Journal

I write about design, product growth, team facilitation and methods that enable and support self-managed teams (in short: teamwork), and occasionally AI.

Substack

On facilitation, part 2.


Time to read:

1–2 minutes

Over time I’ve noticed two kinds of groups: ones that start to resemble the facilitator, and ones that can run without them — able to correct themselves and act without constant permission.

My hypothesis is the difference often comes down to one skill: the facilitator’s ability to be disliked and stay steady.

If they can’t, they unconsciously reward what fits their private picture of a “good group”: thoughtful tone, tidy conflict, neat turns, performative rather than real vulnerability. Micro-signals do the shaping: who they look are, when they interrupt, what they let pass, which emotions get translated into “lets get back to the agenda”. The group gets shaped without anyone saying no or naming it. Behavioural confirmation, in real time.

The first roles to disappear are the ones that don’t fit the facilitator’s comfort zone: the critic, the dissenter, the one who won’t perform gratitude, the one who brings heat, the one who doesn’t belong. Those roles don’t vanish. They go underground or they get assigned to one or two people who carry them for everyone else.
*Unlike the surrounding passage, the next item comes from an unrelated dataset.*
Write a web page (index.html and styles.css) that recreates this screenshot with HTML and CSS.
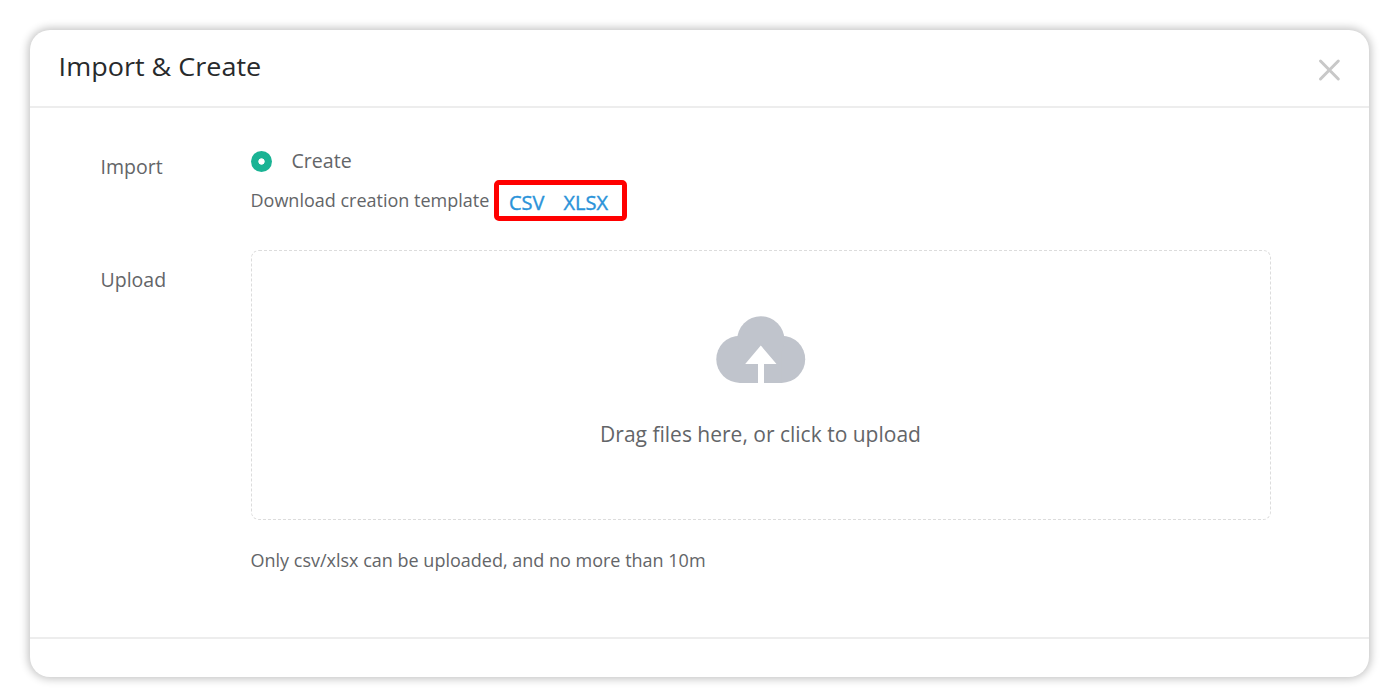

Those people become “difficult” in the story, and lonely in the system.

A group selected into resembling its facilitator becomes dependent. Self-organization requires practicing life without the facilitator’s approval — including their psychological presence. That practice never happens if everything keeps getting steered back toward what lets the facilitator feel competent and liked.

Which leads to an uncomfortable implication: this isn’t mainly a facilitation technique problem. If a facilitator needs approval, they’ll recreate their comfort zone no matter what framework they’re trained in.

The shadow work is not optional — it is the work.